Ahead of the January 2025 deadline, the European Commission formally adopted a number of DORA stipulations in February.

The EU’s executive body issued a whole set of secondary legislation that set out detailed, technical rules specifying some of the key provisions of DORA.

Firstly, it has now been confirmed that DORA will introduce an ‘oversight framework’, which did not exist under pre-existing outsourcing regulations.

ICT third-party service providers that are designated as ‘critical’ will be made subject to regulatory scrutiny, largely overseen by the ESA, which are the above-mentioned ESMA, EBA and EIOPA.

This approach allows the ESA to investigate and inspect providers in relation to IT security, risk management and governance issues.

“Just like GDPR, DORA has potentially global implications.”

– Emma Smales

The framework also gives ESA the power to make recommendations and issue fines of up to 1% of the ICT third-party provider’s annual worldwide turnover.

Moreover, the EC also detailed the criteria “for the designation of ICT third-party service providers as critical for financial entities.”

In other words, it set out what ‘critical ICT providers’ are. In addition, the EU body also introduced a vast and fairly complex structure for oversight fees.

‘Two step’ approach

To determine whether an ICT third-party service provider is ‘critical’ for banks, insurance firms and other financial entities, the ESAs will use sub-criteria in a two-step approach assessment.

Firstly, the ESAs will take into account important ICT services and the diversity and number of financial institutions that use those services.

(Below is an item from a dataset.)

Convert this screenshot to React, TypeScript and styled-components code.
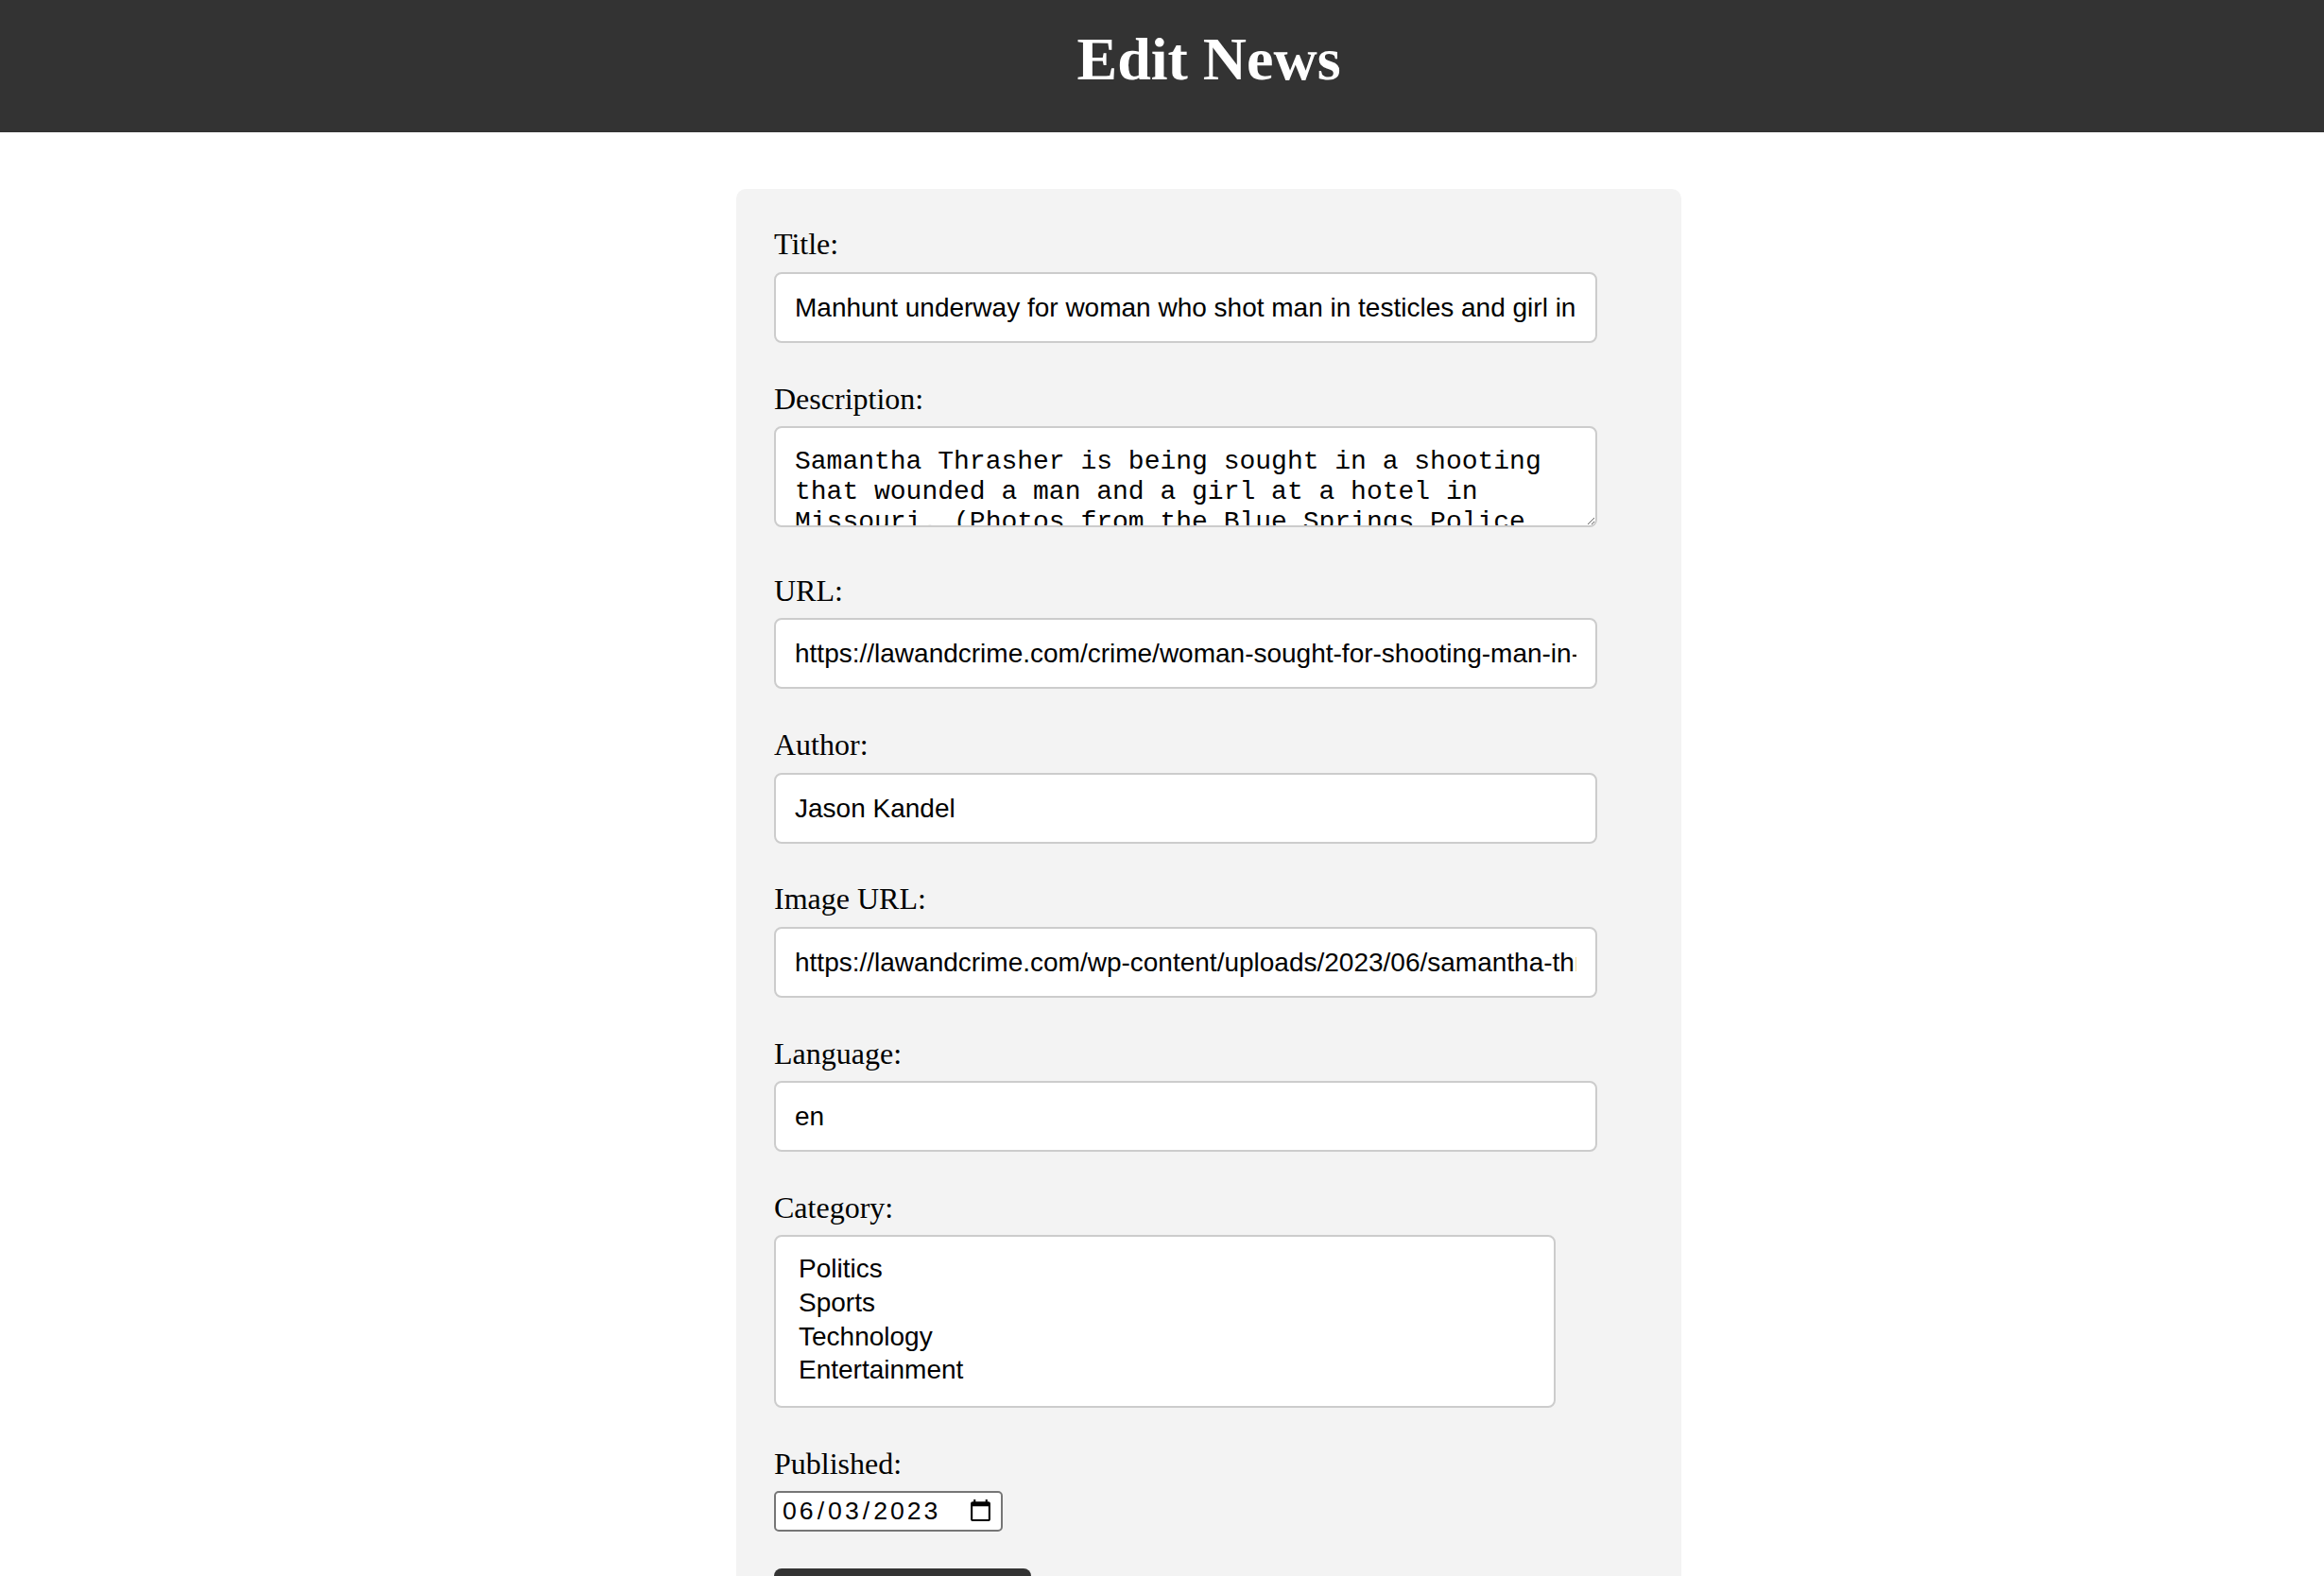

This is primarily done to “filter the population of ICT third-party service providers and identify the most critical ICT third-party service providers.”

After this ‘first selection’ of ICT third-party service providers, a further in-depth analysis will be carried out that focuses on a range of sub-criteria.

So far, the EC has not set out these standards but has hinted that, in some cases, it will be left to individual member states to fill these gaps.